Inspired by an article seen on NextShark|
If you fall within the Gen-Y era like us, chances are you’ve given a bunch of thought as to how you would raise your own children in this day and age (assuming you don’t have children already). Especially with the rise of technology, so much has changed since our childhoods in the 80s and 90s. Do we really need all of the latest gadgets and devices? Will we allow of children to be consumed by new technologies like the iPad?
Steve Jobs wouldn’t, and for good reason too. Even the founder of Apple knows when to drawn the line. Without a doubt, technology can enhance our lives. But when it is abused, it can become a destructive addiction. According to a study done in 2013, 38% of children in the United States under the age of 2 have used an iPhone or an iPad. In other words, babies are now becoming familiar with gadgets before they are familiar with forming proper sentences.
About 1/3rd of children between the ages of 8 and 10 have their own cellphones. Is this really necessary? In a Sunday article, New York Times reporter Nick Bilton said he once assumingly asked Jobs, “So your kids must love the iPad?”. Of course, the owner of Apple would make sure his kids had all of the top of the line devices, right?
Steve Jobs responded:
“They haven’t used it. We limit how much technology our kids use at home.”
Especially in Silicon Valley, there is actually a trend of tech execs and engineers who shield their kids from technology. They even send their kids to non-tech schools like the Waldorf School in Los Altos, where computers aren’t found anywhere because they only focus on hands-on learning.
There is a quote that was highlighted in The Times by Chris Anderson, CEO of 3D Robotics and a father of five. He explains what drives those who work in tech to keep it from their kids.
“My kids accuse me and my wife of being fascists and overly concerned about tech, and they say that none of their friends have the same rules… That’s because we have seen the dangers of technology firsthand. I’ve seen it in myself, I don’t want to see that happen to my kids.”
If our current addictions to our iPhones and other types of tech is any indication, we may be setting up our children for incomplete, handicapped lives devoid of imagination, creativity, social intelligence, and wonder when we hook them onto technology at an early age. We were the last generation to play outside precisely because we didn’t have smartphones and laptops. We learned from movement, hands-on interaction, and we absorbed information through books and socialization with other humans as opposed to a Google search.
Should we raise our children on technology?

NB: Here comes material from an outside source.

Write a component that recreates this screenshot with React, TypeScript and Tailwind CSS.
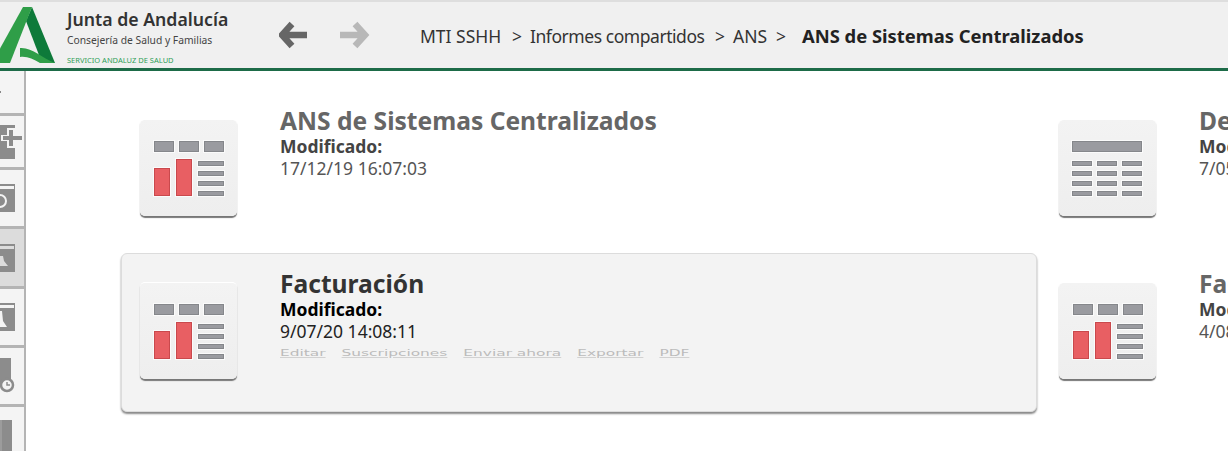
import React from 'react';

const boxClass =
  'w-[97px] h-[97px] mt-[28px] shrink-0 rounded-[5px] bg-gradient-to-b from-[#f3f3f3] to-[#eeeeee] border-t border-white shadow-[0_2px_1px_#777]';

const Block = ({ x, y, w, h }: { x: number; y: number; w: number; h: number }) => (
  <>
    <rect x={x - 1} y={y - 1} width={w + 2} height={h + 2} fill="#fbfbfb" />
    <rect x={x + 0.5} y={y + 0.5} width={w - 1} height={h - 1} fill="#9a9ba0" stroke="#85878b" />
  </>
);

const Bar = ({ x, y, w, h }: { x: number; y: number; w: number; h: number }) => (
  <>
    <rect x={x - 1} y={y - 1} width={w + 2} height={h + 2} fill="#fbfbfb" />
    <rect x={x + 0.5} y={y + 0.5} width={w - 1} height={h - 1} fill="#e85f63" stroke="#c9494d" />
  </>
);

const ChartIcon = () => (
  <div className={boxClass}>
    <svg width="97" height="96" viewBox="0 0 97 96">
      <Block x={14} y={21} w={20} h={11} />
      <Block x={39} y={21} w={20} h={11} />
      <Block x={64} y={21} w={20} h={11} />
      <Bar x={14} y={48} w={16} h={28} />
      <Bar x={36} y={39} w={16} h={37} />
      <Block x={58} y={41} w={26} h={5} />
      <Block x={58} y={51} w={26} h={5} />
      <Block x={58} y={61} w={26} h={5} />
      <Block x={58} y={71} w={26} h={5} />
    </svg>
  </div>
);

const TableIcon = () => (
  <div className={boxClass}>
    <svg width="97" height="96" viewBox="0 0 97 96">
      <Block x={13} y={21} w={70} h={11} />
      {[41, 51, 61, 71].map((y) => (
        <g key={y}>
          <Block x={13} y={y} w={20} h={5} />
          <Block x={38} y={y} w={20} h={5} />
          <Block x={63} y={y} w={20} h={5} />
        </g>
      ))}
    </svg>
  </div>
);

type CardProps = {
  title: string;
  date: string;
  icon: React.ReactNode;
  active?: boolean;
};

const ReportCard = ({ title, date, icon, active }: CardProps) => (
  <div
    className={`h-[159px] rounded-[6px] flex items-start pl-[18px] ${
      active ? 'bg-[#f3f3f3] border border-[#dcdcdc] shadow-[0_2px_2px_#888]' : 'border border-transparent'
    }`}
  >
    {icon}
    <div className={`ml-[43px] pt-[14px] font-['Noto_Sans',sans-serif] ${active ? 'text-[#333]' : 'text-[#666]'}`}>
      <div className="text-[24.6px] leading-[31px] font-bold">{title}</div>
      <div className={`text-[17.5px] leading-[20px] font-bold ${active ? 'text-black' : 'text-[#444]'}`}>Modificado:</div>
      <div className={`text-[17.5px] leading-[24px] ${active ? 'text-[#222]' : 'text-[#555]'}`}>{date}</div>
      {active && (
        <div className="flex gap-[16px] mt-[5px] text-[15.4px] leading-[18px] text-[#bbb] underline font-['DejaVu_Sans',sans-serif] scale-y-[0.6] origin-top-left whitespace-nowrap">
          <span>Editar</span>
          <span>Suscripciones</span>
          <span>Enviar ahora</span>
          <span>Exportar</span>
          <span>PDF</span>
        </div>
      )}
    </div>
  </div>
);

const SideItem = ({ children, selected, h }: { children: React.ReactNode; selected?: boolean; h: string }) => (
  <div
    className={`${h} shrink-0 border-b-[3px] border-[#b4b4b4] flex items-center justify-end overflow-hidden ${
      selected ? 'bg-[#dcdcdc]' : 'bg-[#f4f4f4]'
    }`}
  >
    {children}
  </div>
);

export default function App() {
  return (
    <div className="w-[1228px] h-[451px] overflow-hidden bg-white flex flex-col">
      {/* Cabecera */}
      <div className="h-[71px] shrink-0 bg-[#f0f0f0] border-t-2 border-t-[#dedede] border-b-[3px] border-b-[#1d6b48] flex items-center overflow-hidden">
        <svg width="58" height="66" viewBox="0 2 58 66" className="shrink-0">
          <polygon points="32,7 55,63 42,63 26,21" fill="#0e7a3a" />
          <polygon points="23,7 32,7 10,63 -2,63 -2,52" fill="#2f9e48" />
          <path d="M20 48 C32 47 42 58 55 63 L40 63 C33 59 27 56 20 57 Z" fill="#2f9e48" />
        </svg>
        <div className="w-[210px] ml-[9px] font-['Noto_Sans',sans-serif] shrink-0 pt-[4px]">
          <div className="text-[17.7px] leading-[20px] font-semibold text-[#333]">Junta de Andalucía</div>
          <div className="text-[10.3px] leading-[14px] mt-[4px] text-[#444]">Consejería de Salud y Familias</div>
          <div className="text-[7.5px] leading-[11px] mt-[8px] text-[#2f9e58]">SERVICIO ANDALUZ DE SALUD</div>
        </div>
        <svg width="30" height="28" viewBox="0 0 30 28" className="shrink-0 ml-[2px]">
          <path d="M13 3 L3 14 L13 25 M4 14 H28" fill="none" stroke="#666" strokeWidth="6.5" />
        </svg>
        <svg width="30" height="28" viewBox="0 0 30 28" className="shrink-0 ml-[31px]">
          <path d="M15 3 L25 14 L15 25 M24 14 H0" fill="none" stroke="#b8b8b8" strokeWidth="6.5" />
        </svg>
        <div className="ml-[50px] pt-[2px] flex items-baseline text-[17.5px] text-[#333] font-['Noto_Sans',sans-serif] whitespace-nowrap">
          <span className="w-[92px]">MTI SSHH</span>
          <span className="w-[18px]">&gt;</span>
          <span className="w-[185px] tracking-[-0.45px]">Informes compartidos</span>
          <span className="w-[18px]">&gt;</span>
          <span className="w-[43px]">ANS</span>
          <span className="w-[26px]">&gt;</span>
          <span className="font-bold text-[18.4px] text-[#222]">ANS de Sistemas Centralizados</span>
        </div>
      </div>

      <div className="flex-1 flex min-h-0">
        {/* Barra lateral */}
        <div className="w-[26px] shrink-0 border-r-2 border-[#b4b4b4] flex flex-col overflow-hidden">
          <SideItem h="h-[45px]">
            <span className="mr-[23px] w-[2px] h-[2px] bg-[#888]" />
          </SideItem>
          <SideItem h="h-[54px]">
            <svg width="22" height="34" viewBox="0 0 22 34">
              <rect x="0" y="0" width="15" height="34" fill="#8c8c8c" />
              <path d="M1 10 H7 V3 H15 V10 H22 V16 H15 V23 H7 V16 H1 Z" fill="#f4f4f4" />
              <path d="M9 5 H13 V11 H22 V15 H13 V21 H9 V15 H3 V11 H9 Z" fill="#8c8c8c" />
            </svg>
            <span className="w-[2px]" />
          </SideItem>
          <SideItem h="h-[59px]">
            <svg width="15" height="28" viewBox="0 0 15 28">
              <rect width="15" height="28" fill="#8c8c8c" />
              <rect y="2" width="14" height="3" fill="#f4f4f4" />
              <circle cx="0" cy="17" r="6" fill="none" stroke="#f4f4f4" strokeWidth="2" />
            </svg>
            <span className="w-[9px]" />
          </SideItem>
          <SideItem h="h-[60px]" selected>
            <svg width="15" height="28" viewBox="0 0 15 28">
              <rect width="15" height="28" fill="#8c8c8c" />
              <rect y="2" width="14" height="3" fill="#dcdcdc" />
              <path d="M0 22 V12 H3 L4 17 L8 22 Z" fill="#dcdcdc" />
            </svg>
            <span className="w-[9px]" />
          </SideItem>
          <SideItem h="h-[59px]">
            <svg width="15" height="28" viewBox="0 0 15 28">
              <rect width="15" height="28" fill="#8c8c8c" />
              <rect y="2" width="14" height="3" fill="#f4f4f4" />
              <path d="M0 24 V8 H2 L3 18 L7 24 Z" fill="#f4f4f4" />
            </svg>
            <span className="w-[9px]" />
          </SideItem>
          <SideItem h="h-[59px]">
            <svg width="15" height="36" viewBox="0 0 15 36">
              <rect width="11" height="26" fill="#8c8c8c" />
              <circle cx="7" cy="27" r="6" fill="#f4f4f4" stroke="#8c8c8c" strokeWidth="2.5" />
              <path d="M7 24 V27 H10" fill="none" stroke="#8c8c8c" strokeWidth="1.5" />
            </svg>
            <span className="w-[9px]" />
          </SideItem>
          <div className="flex-1 bg-[#f4f4f4] flex justify-end items-end pr-[12px]">
            <span className="w-[12px] h-[31px] bg-[#8c8c8c] border-l-2 border-[#9c9c9c]" />
          </div>
        </div>

        {/* Informes */}
        <div className="flex-1 min-w-0 overflow-hidden pl-[95px] pt-[19px]">
          <div className="grid grid-cols-[916px_916px] gap-x-[3px] gap-y-[4px]">
            <ReportCard title="ANS de Sistemas Centralizados" date="17/12/19 16:07:03" icon={<ChartIcon />} />
            <ReportCard title="Detalle" date="7/05/20 10:12:45" icon={<TableIcon />} />
            <ReportCard title="Facturación" date="9/07/20 14:08:11" icon={<ChartIcon />} active />
            <ReportCard title="Facturas" date="4/08/20 09:30:12" icon={<ChartIcon />} />
          </div>
        </div>
      </div>
    </div>
  );
}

So, should we be more worried that we are robbing our children of the ability to Snapchat and play “Candy Crush” all day if we don’t hand them a smartphone? Or should we more worried that we would be robbing them of a healthy personal development if we do hand them a smartphone? I think Steve Jobs had it right in regard to his kids.
Overuse of technology have been known to cause high temper, decreased patience, decreased writing skills, and has even been linked to things like ADHD, obesity, and brain tumors.
So the next time you think about how you will raise your kids, you may want to (highly) consider not giving them whatever fancy technology available as they are growing up. Play outside with them and surround them with nature. They might hate you, but they will absolutely thank you for it later.